Nuclear Safety-Related HVAC Systems

Overview of Nuclear Safety-Related HVAC

Nuclear safety-related HVAC systems perform critical functions essential to reactor safety, radiation containment, and protection of plant personnel during normal operations, anticipated operational occurrences, and accident conditions. These systems differ fundamentally from commercial HVAC applications through rigorous regulatory oversight, qualification requirements, and design basis criteria established by the Nuclear Regulatory Commission (NRC).

Safety-related HVAC systems maintain habitability in control rooms, limit radioactive releases through filtration and pressure control, cool safety-related electrical equipment, and provide ventilation for emergency operations. The design, construction, testing, and operation of these systems must comply with 10 CFR 50 Appendix A (General Design Criteria), 10 CFR 50 Appendix B (Quality Assurance), and numerous regulatory guides.

Safety Classification Framework

Nuclear plant systems receive safety classifications that determine design requirements, quality assurance levels, and regulatory oversight intensity. The classification process evaluates each system’s role in:

Safety Function Hierarchy:

• Prevention of reactor core damage
• Radioactivity confinement and control
• Radiation exposure limitation to plant personnel and public
• Accident mitigation and control

Safety-related HVAC systems typically receive Safety Class 2 or 3 designation under ASME AG-1 Code for Nuclear Air and Gas Treatment. Class 1 designation applies to systems forming part of the reactor coolant pressure boundary. Non-safety systems supporting safety functions may receive augmented quality requirements without full safety classification.

The safety classification determines applicable codes, inspection frequency, seismic category, environmental qualification requirements, and documentation rigor. Interfaces between safety-related and non-safety systems require isolation mechanisms to prevent common cause failures.

Redundancy Requirements and Single Failure Criterion

General Design Criterion 17 mandates that safety systems shall not lose their ability to perform safety functions assuming a single failure combined with loss of offsite power. This single failure criterion drives fundamental HVAC system architecture.

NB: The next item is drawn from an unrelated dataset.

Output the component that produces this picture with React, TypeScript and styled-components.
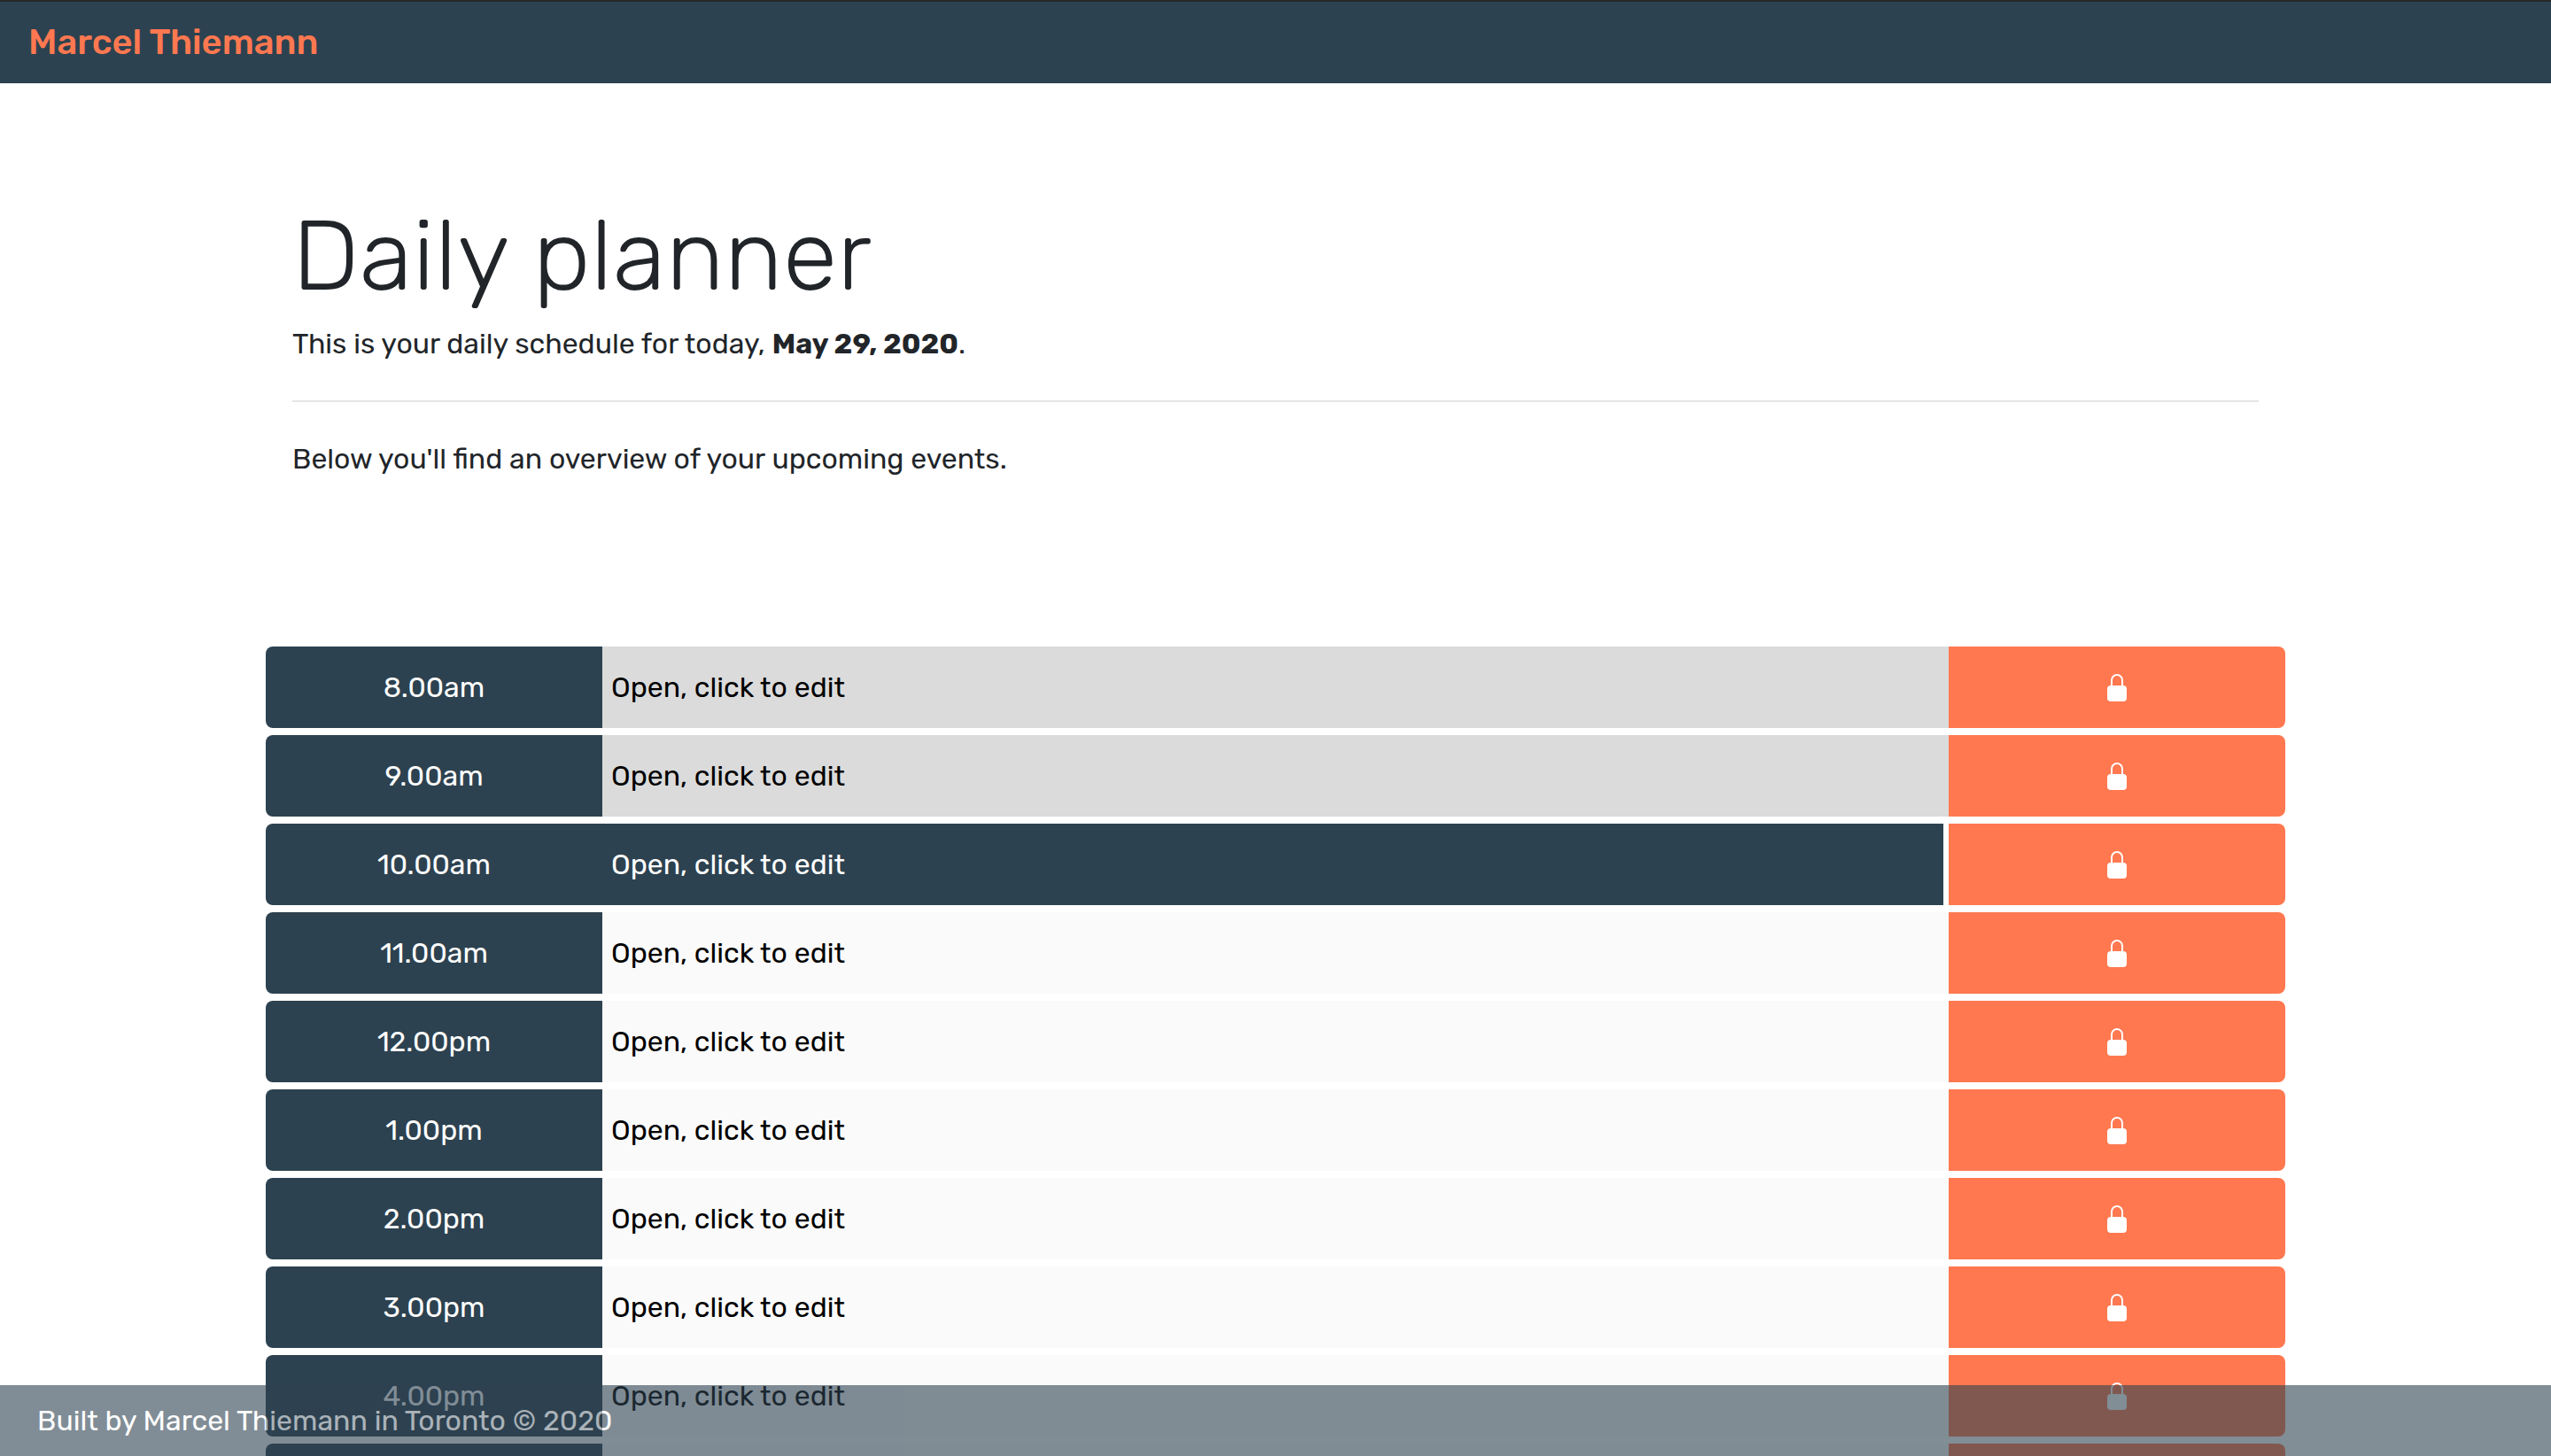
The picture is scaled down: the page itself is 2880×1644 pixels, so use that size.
import React, { useState } from "react";
import styled, { createGlobalStyle } from "styled-components";

const navy = "#2d4250";
const coral = "#ff7850";

type Phase = "past" | "present" | "future";

const phaseFill: Record<Phase, string> = {
  past: "#dbdbdb",
  present: navy,
  future: "#fafafa",
};

const GlobalStyle = createGlobalStyle`
  *, *::before, *::after { box-sizing: border-box; }
  body {
    margin: 0;
    background: #fff;
    color: #212529;
    font-family: Rubik, Roboto, "Liberation Sans", sans-serif;
    font-size: 32px;
    line-height: 48px;
  }
`;

const Page = styled.div`
  height: 100vh;
  overflow-y: auto;
  scrollbar-width: none;
`;

const NavBar = styled.nav`
  display: flex;
  align-items: center;
  padding: 16px 32px;
  border-top: 2px solid #262828;
  background: ${navy};
`;

const Brand = styled.a`
  color: ${coral};
  font-size: 40px;
  line-height: 60px;
  font-weight: 500;
  text-decoration: none;
`;

const Container = styled.div`
  width: 100%;
  max-width: 2280px;
  margin: 0 auto;
`;

const Intro = styled.header`
  padding: 128px 30px 188px;
`;

const Title = styled.h1`
  margin: 0 0 8px;
  font-size: 112px;
  line-height: 134px;
  font-weight: 300;
`;

const Lead = styled.p`
  margin: 0;
`;

const Divider = styled.hr`
  margin: 40px 0;
  border: 0;
  border-top: 2px solid #e5e5e5;
`;

const Schedule = styled.main`
  display: grid;
  gap: 8px;
  padding-bottom: 120px;
`;

const Slot = styled.form`
  display: grid;
  grid-template-columns: 2fr 8fr 2fr;
  height: 92px;
`;

const Hour = styled.label`
  display: flex;
  align-items: center;
  justify-content: center;
  border-radius: 8px 0 0 8px;
  background: ${navy};
  color: #fff;
`;

const Entry = styled.input<{ $phase: Phase }>`
  width: 100%;
  min-width: 0;
  margin: 0;
  padding: 0 10px;
  border: 0;
  border-right: 6px solid ${(p) => (p.$phase === "present" ? "#fff" : phaseFill[p.$phase])};
  border-radius: 0;
  outline: 0;
  background: ${(p) => phaseFill[p.$phase]};
  color: ${(p) => (p.$phase === "present" ? "#fff" : "#000")};
  font: inherit;
`;

const SaveButton = styled.button`
  display: flex;
  align-items: center;
  justify-content: center;
  padding: 0;
  border: 0;
  border-radius: 0 8px 8px 0;
  background: ${coral};
  color: #fff;
  cursor: pointer;
`;

const Footer = styled.footer`
  position: fixed;
  right: 0;
  bottom: 0;
  left: 0;
  padding: 16px 42px;
  background: ${navy};
  color: #fff;
  opacity: 0.6;
`;

const LockIcon = () => (
  <svg width="32" height="32" viewBox="0 0 16 16" fill="currentColor" aria-hidden="true">
    <rect width="11" height="9" x="2.5" y="7" rx="2" />
    <path fillRule="evenodd" d="M4.5 4a3.5 3.5 0 1 1 7 0v3h-1V4a2.5 2.5 0 0 0-5 0v3h-1V4z" />
  </svg>
);

const slots: { hour: string; phase: Phase }[] = [
  { hour: "8.00am", phase: "past" },
  { hour: "9.00am", phase: "past" },
  { hour: "10.00am", phase: "present" },
  { hour: "11.00am", phase: "future" },
  { hour: "12.00pm", phase: "future" },
  { hour: "1.00pm", phase: "future" },
  { hour: "2.00pm", phase: "future" },
  { hour: "3.00pm", phase: "future" },
  { hour: "4.00pm", phase: "future" },
  { hour: "5.00pm", phase: "future" },
];

const TimeBlock = ({ hour, phase }: { hour: string; phase: Phase }) => {
  const [text, setText] = useState("Open, click to edit");
  const id = `slot-${hour}`;
  return (
    <Slot onSubmit={(e) => e.preventDefault()}>
      <Hour htmlFor={id}>{hour}</Hour>
      <Entry id={id} $phase={phase} value={text} onChange={(e) => setText(e.target.value)} />
      <SaveButton type="submit" aria-label={`Save ${hour}`}>
        <LockIcon />
      </SaveButton>
    </Slot>
  );
};

export default function App() {
  return (
    <Page>
      <GlobalStyle />
      <NavBar>
        <Brand href="#">Marcel Thiemann</Brand>
      </NavBar>
      <Container>
        <Intro>
          <Title>Daily planner</Title>
          <Lead>
            This is your daily schedule for today, <strong>May 29, 2020</strong>.
          </Lead>
          <Divider />
          <Lead>Below you'll find an overview of your upcoming events.</Lead>
        </Intro>
        <Schedule>
          {slots.map((slot) => (
            <TimeBlock key={slot.hour} {...slot} />
          ))}
        </Schedule>
      </Container>
      <Footer>Built by Marcel Thiemann in Toronto © 2020</Footer>
    </Page>
  );
}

Redundancy Implementation:

• Minimum two independent, physically separated trains
• Each train sized for 100% of required safety function
• No shared components between redundant trains
• Independent power supplies from separate emergency buses
• Separate instrumentation and control systems

Redundant trains must maintain physical separation adequate to prevent common cause failures from fire, flooding, missiles, or environmental hazards. Separation distances typically range from 20 feet (6 meters) minimum to complete three-hour fire barrier separation depending on facility design basis.

The single failure criterion requires analysis demonstrating system functionality despite any single passive component failure, active component failure to operate, or inadvertent actuation or signal. Passive failures include pipe ruptures, duct failures, or structural damage. Active failures involve pumps, fans, dampers, or control components failing to respond.

N+1 Design Philosophy: Many facilities implement N+1 redundancy where two trains operate during accidents with a third train available. This approach provides margin beyond minimum requirements and allows testing without compromising safety function availability.

Seismic Qualification Requirements

Safety-related HVAC components must maintain structural integrity and operability during and after Safe Shutdown Earthquake (SSE) events. The SSE represents the maximum earthquake potential for the plant site based on geological and seismological investigation.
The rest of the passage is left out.